The Durk Pearson & Sandy Shaw®
Life Extension NewsTM
Volume 19 No. 7 • December 2016



...dissent is transformed into a threat that the subject will refuse to carry out the authority’s orders. Finally ... he disobeys. Inner doubt, externalization of doubt, dissent, threat, disobedience: it is a difficult path, which only a minority of subjects are able to pursue to its conclusion. Yet it is not a negative conclusion, but has the character of an affirmative act, a deliberate bucking of the tide.

The price of disobedience is a gnawing sense that one has been faithless. Even though he has chosen the morally correct action, the subject remains troubled by the disruption of the social order he brought about, and cannot fully dispel the feeling that he deserted a cause to which he had pledged support. It is he, and not the obedient subject, who experiences the burden of his action.

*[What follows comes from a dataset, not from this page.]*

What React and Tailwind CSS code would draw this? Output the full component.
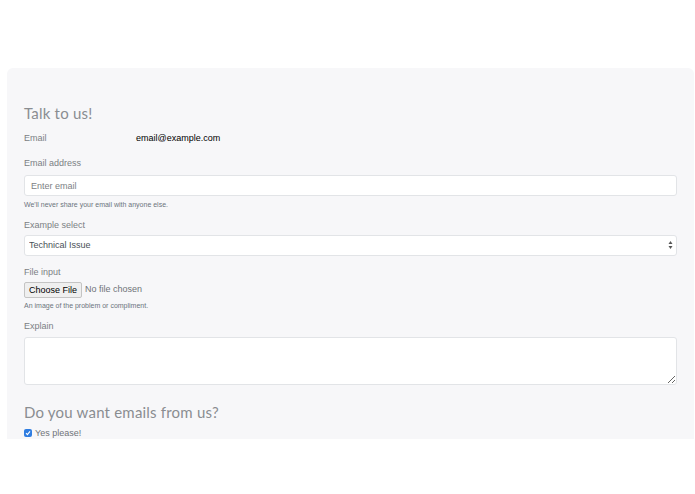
export default function App() {
    const label = 'block text-[9px] leading-[12px] text-[#7b7f84]';
    const help = 'mt-[4px] text-[7px] leading-[9px] text-[#6c757d]';
    const heading = "text-[15px] leading-[18px] text-[#8a8d91] tracking-[0.2px]";

    return (
        <div className="min-h-screen bg-white pt-[68px] pl-[7px] pr-[1px]" style={{ fontFamily: '"Liberation Sans", Arial, sans-serif' }}>
            <div className="h-[371px] rounded-t-md bg-[#f7f7f9] px-[17px] pt-[36px]">
                <h2 className={heading} style={{ fontFamily: 'Lato, sans-serif' }}>Talk to us!</h2>

                <div className="mt-[10px] flex items-center">
                    <span className="w-[112px] text-[9px] leading-[12px] text-[#7b7f84]">Email</span>
                    <span className="text-[9px] leading-[12px] text-black">email@example.com</span>
                </div>

                <div className="mt-[13px]">
                    <label className={label}>Email address</label>
                    <input
                        type="email"
                        placeholder="Enter email"
                        className="mt-[6px] block h-[21px] w-full rounded-[3px] border border-[#e2e4e7] bg-white px-[6px] text-[9px] text-[#495057] placeholder:text-[#7d8185] outline-none"
                    />
                    <p className={help}>We'll never share your email with anyone else.</p>
                </div>

                <div className="mt-[10px]">
                    <label className={label}>Example select</label>
                    <div className="relative mt-[4px]">
                        <select className="block h-[21px] w-full appearance-none rounded-[3px] border border-[#e2e4e7] bg-white px-[4px] text-[9px] text-[#495057] outline-none">
                            <option>Technical Issue</option>
                            <option>Compliment</option>
                            <option>Other</option>
                        </select>
                        <svg className="pointer-events-none absolute right-[4px] top-[5px]" width="5" height="10" viewBox="0 0 5 10">
                            <path d="M2.5 1 L4.5 4 L0.5 4 Z" fill="#555" />
                            <path d="M2.5 9 L4.5 6 L0.5 6 Z" fill="#555" />
                        </svg>
                    </div>
                </div>

                <div className="mt-[10px]">
                    <label className={label}>File input</label>
                    <div className="mt-[4px] flex items-center gap-[3px]">
                        <button className="h-[16px] rounded-[2px] border border-[#c4c4c4] bg-[#efefef] px-[4px] text-[9px] leading-[14px] text-black">Choose File</button>
                        <span className="text-[9px] text-[#6f7378]">No file chosen</span>
                    </div>
                    <p className="mt-[3px] text-[7px] leading-[9px] text-[#6c757d]">An image of the problem or compliment.</p>
                </div>

                <div className="mt-[10px]">
                    <label className={label}>Explain</label>
                    <textarea className="mt-[5px] block h-[48px] w-full resize-y rounded-[3px] border border-[#e2e4e7] bg-white outline-none" />
                </div>

                <h2 className={`mt-[18px] ${heading}`} style={{ fontFamily: 'Lato, sans-serif' }}>Do you want emails from us?</h2>

                <label className="mt-[6px] flex items-center gap-[3px]">
                    <span className="flex h-[8px] w-[8px] items-center justify-center rounded-[2px] bg-[#2f7de1]">
                        <svg width="6" height="6" viewBox="0 0 6 6">
                            <path d="M1 3.2 L2.4 4.6 L5 1.4" fill="none" stroke="white" strokeWidth="1.1" />
                        </svg>
                    </span>
                    <span className="text-[9px] leading-[12px] text-[#6f7378]">Yes please!</span>
                </label>
            </div>
        </div>
    );
}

—Stanley Milgram, Obedience to Authority (Harper & Row, 1975)

He said that they needed in all countries natural leaders like myself; I had only to sign, and bygones would be bygones, and I should be given every chance to satisfy my will to power. I didn’t tell him that natural leaders don’t have any will to power. He wouldn’t have understood what I meant.

—Geoffrey Household, Rogue Male (Orion Books, 2002)

In writing a novel, when in doubt, have two guys come through the door with guns.